[Python-ideas] Fwd: Concurrent safety?
MRAB
python at mrabarnett.plus.com
Fri Nov 4 18:58:00 CET 2011
On 04/11/2011 03:53, Stephen J. Turnbull wrote:
> MRAB writes:
> > On 04/11/2011 01:51, Bruce Leban wrote:
>
> > > > (3) What happens if one thread does:
> > > >
> > > > locking d, x: # stuff
> > > >
> > > > and another does
> > > >
> > > > locking x, d: # stuff
> > >
> > > That one I dealt with in the specification. There's an implementation
> > > requirement that if two locking statements share objects, the shared
> > > objects have to be locked in the same order. So one of the two will
> > > lock things in the opposite of the order they appear in the statement.
> > >
> > > You're handwaving. How would that work?
> >
> > If they're threads running in the same address space in CPython then
> > they could lock always in order of increasing address.
>
> OK, I think that works.
>
> > In an implementation of Python which uses references they could
> > lock always in increasing numeric value of reference (if that's
> > possible).
>
> That doesn't make sense to me; if it's not an address, how do you know
> it's unique (you know the object is unique, of course, but there may
> be other references)?
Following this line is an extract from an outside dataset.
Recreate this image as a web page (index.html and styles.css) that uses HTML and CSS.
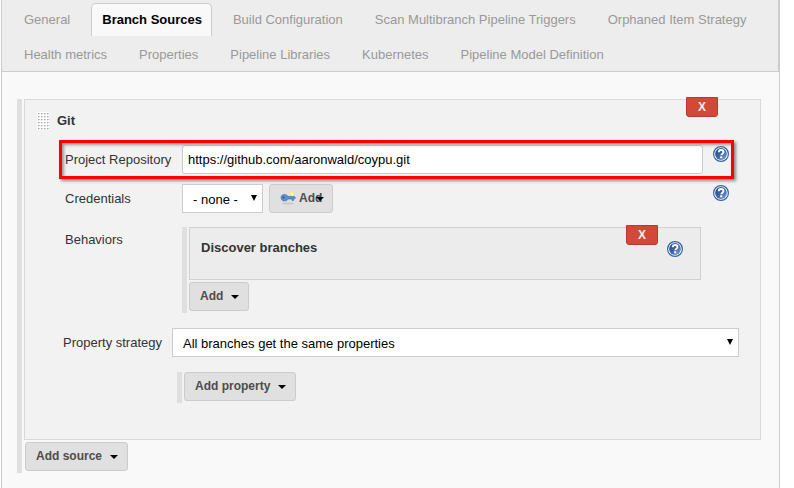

If the reference is not unique, how do you know
> that some other thread hasn't locked it via a different reference?
>
In CPython the implementation refers to an object by its address, but
my understanding is that in an implementation which uses references the
reference is actually an index into a table which contains the
addresses of the objects, therefore you would be locking in order of
increasing index.
> I think for this to be workable you would need to use something like a
> lock tick that would increase with each lock taken, and store that in
> the object. Then you would lock the objects in order of their ticks,
> with unlocked objects coming last. (You'd have to be careful about
> the wraparound, though, and that could double or triple the
> performance hit for incrementing the tick and determining lock order.)